Cut to the week after, I was casually doing some shopping in the supermarket, I was looking for a small loaf of bread (because I don’t eat a lot of it and didn’t want to be wasteful by letting a full loaf go mouldy), when a lady approached me and said: “I just have to say, I love your hair, the colour and style, it’s lovely” – bearing in mind, I have had gray hair since October last year and worn it in the same style for quite some time now, it was nice to hear.

And now, flashback to the weekend of Humber Street Sesh in Hull. I was fairly pedestrian that day because I didn’t want any nice clothes to get too dirty walking around a “festival”, but I still shoved on my gold hi-tops. Once my friend and I left, we went to grab some food, and as we left the fish shop, someone complimented me on my shoes.

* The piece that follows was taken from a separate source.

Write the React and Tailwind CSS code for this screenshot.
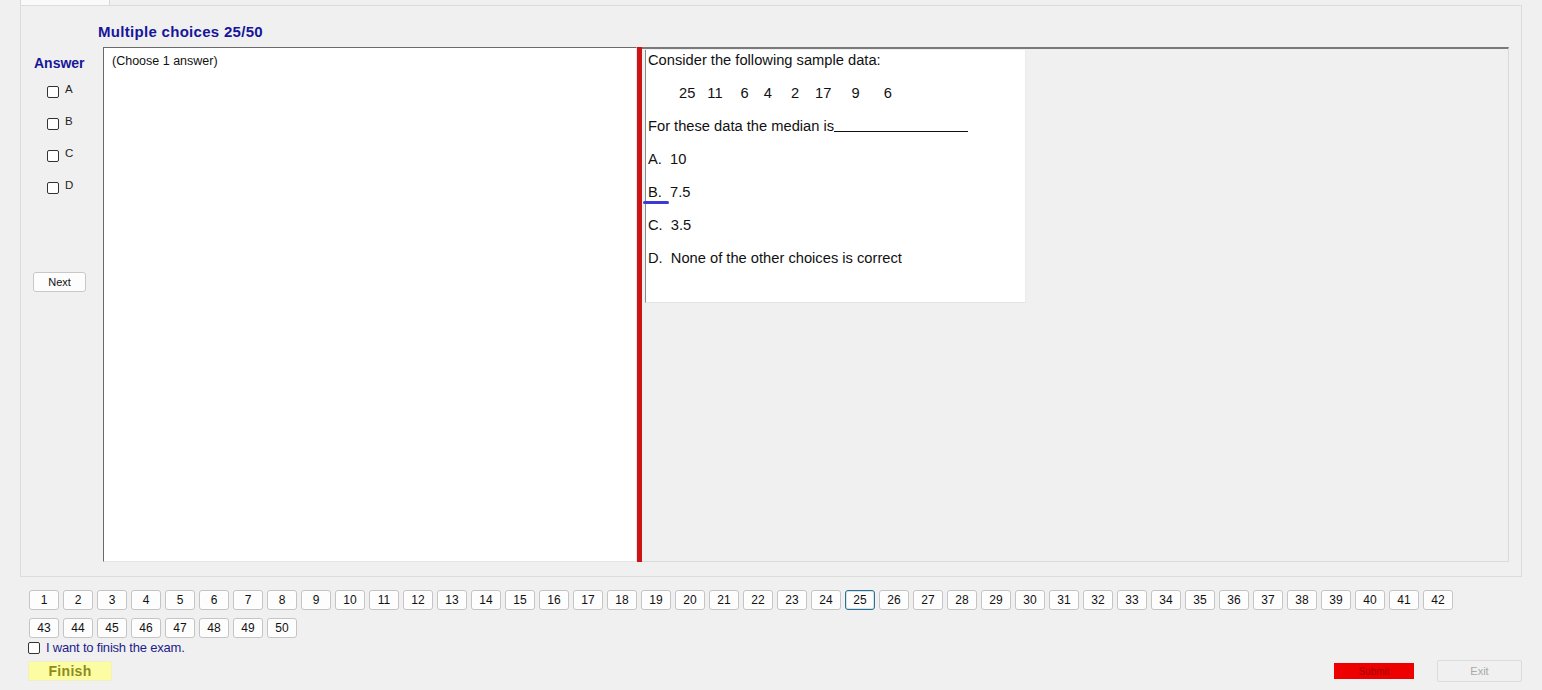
import React from "react";

const font = { fontFamily: '"Liberation Sans", Arial, sans-serif' };

function Box() {
  return <span className="inline-block w-[12px] h-[12px] rounded-[2px] border border-[#333333] bg-white" />;
}

function NumBtn({ n, active }) {
  return (
    <div
      className={
        "w-[30px] h-[20px] flex items-center justify-center text-[12px] text-[#111] rounded-[3px] bg-[#fdfdfd] " +
        (active ? "border border-[#2f6f8f] shadow-[inset_0_0_0_1px_#cfe3ef]" : "border border-[#c4c4c4] shadow-[inset_0_0_0_1px_#ffffff]")
      }
    >
      {n}
    </div>
  );
}

export default function App() {
  const row1 = Array.from({ length: 42 }, (_, i) => i + 1);
  const row2 = Array.from({ length: 8 }, (_, i) => i + 43);
  return (
    <div className="w-[1542px] h-[690px] bg-[#f0f0f0] flex flex-col overflow-hidden" style={font}>
      {/* tab strip */}
      <div className="h-[5px] flex">
        <div className="ml-[20px] w-[90px] h-[5px] bg-[#fafafa] border-x border-[#d8d8d8]" />
      </div>
      {/* tab panel */}
      <div className="ml-[20px] w-[1502px] h-[572px] border border-[#dcdcdc] flex flex-col">
        <div className="pl-[77px] pt-[17px] h-[41px] text-[15px] leading-[17px] font-bold tracking-[0.3px] text-[#16169a]">
          Multiple choices 25/50
        </div>
        <div className="flex h-[515px] pr-[12px]">
          {/* answer column */}
          <div className="w-[82px] flex flex-col">
            <div className="pl-[13px] pt-[9px] text-[14px] leading-[14px] font-bold text-[#16169a]">Answer</div>
            <div className="mt-[12px] flex flex-col gap-[12px] pl-[26px]">
              {["A", "B", "C", "D"].map((l) => (
                <div key={l} className="h-[20px] flex items-center gap-[6px] text-[11.5px] text-[#222]">
                  <Box />
                  <span className="-mt-[4px]">{l}</span>
                </div>
              ))}
            </div>
            <div className="mt-[74px] ml-[12px] w-[53px] h-[20px] flex items-center justify-center text-[11px] text-[#111] bg-[#fdfdfd] border border-[#c8c8c8] rounded-[3px]">
              Next
            </div>
          </div>
          {/* textbox */}
          <div className="w-[534px] h-full bg-white border-t border-l border-[#6a6a6a] border-r border-b border-r-[#e6e6e6] border-b-[#e6e6e6] pl-[8px] pt-[6px] text-[12.5px] leading-[14px] text-[#111]">
            (Choose 1 answer)
          </div>
          {/* red splitter */}
          <div className="w-[5px] h-full bg-[#cc1414]" />
          {/* right area */}
          <div className="flex-1 h-full border-t-2 border-[#7a7a7a] border-r border-b border-r-[#dadada] border-b-[#dadada] pl-[3px] pt-[1px]">
            <div className="w-[381px] h-[253px] bg-white border-l border-[#8a8a8a] border-b border-b-[#e4e4e4] border-r border-r-[#ececec] pl-[2px] pt-[2px] text-[14.7px] leading-[16px] text-[#111] flex flex-col gap-[17px]">
              <div>Consider the following sample data:</div>
              <div className="flex">
                <span className="ml-[31px]">25</span>
                <span className="ml-[12px]">11</span>
                <span className="ml-[18px]">6</span>
                <span className="ml-[15px]">4</span>
                <span className="ml-[19px]">2</span>
                <span className="ml-[16px]">17</span>
                <span className="ml-[20px]">9</span>
                <span className="ml-[24px]">6</span>
              </div>
              <div className="flex items-end">
                <span>For these data the median is</span>
                <span className="inline-block w-[134px] border-b border-[#111] mb-[2px]" />
              </div>
              <div>A.&nbsp; 10</div>
              <div className="relative">
                B.&nbsp; 7.5
                <span className="absolute left-[-5px] top-[17px] w-[26px] h-[3px] rounded-full bg-[#3b3bd4]" />
              </div>
              <div>C.&nbsp; 3.5</div>
              <div>D.&nbsp; None of the other choices is correct</div>
            </div>
          </div>
        </div>
      </div>
      {/* bottom */}
      <div className="pl-[29px] pt-[13px] flex flex-col">
        <div className="flex gap-[4px]">
          {row1.map((n) => (
            <NumBtn key={n} n={n} active={n === 25} />
          ))}
        </div>
        <div className="flex gap-[4px] mt-[8px]">
          {row2.map((n) => (
            <NumBtn key={n} n={n} />
          ))}
        </div>
        <div className="flex items-center gap-[6px] mt-[4px] -ml-[1px] h-[12px]">
          <Box />
          <span className="text-[13px] leading-[14px] text-[#1c1c8c] tracking-[-0.2px]">I want to finish the exam.</span>
        </div>
        <div className="flex items-center mt-[6px] h-[22px] -ml-[1px]">
          <div className="w-[84px] h-[20px] bg-[#fcfca2] border border-[#f0f0c8] flex items-center justify-center text-[14px] tracking-[0.3px] font-bold text-[#8c8c1c]">
            Finish
          </div>
          <div className="ml-[1222px] w-[80px] h-[16px] bg-[#ee0000] flex items-center justify-center text-[10px] text-[#a00000]">
            Submit
          </div>
          <div className="ml-[23px] w-[85px] h-[22px] border border-[#dcdcdc] rounded-[2px] flex items-center justify-center text-[11px] text-[#a8a8a8]">
            Exit
          </div>
        </div>
      </div>
    </div>
  );
}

Now, these things may seem minute, and not that important, but to someone like me, they are everything. When I am facing such a weird hole of despair regarding the way I look, it is truly precious when someone just picks up on something and compliments me. It’s that idea of “random acts of kindness”, and it really is something to consider. One word, or even one simple sentence, can change a persons day and you may just be saving someone from feelings of self-doubt.

Lesson for the day: do random acts of kindness.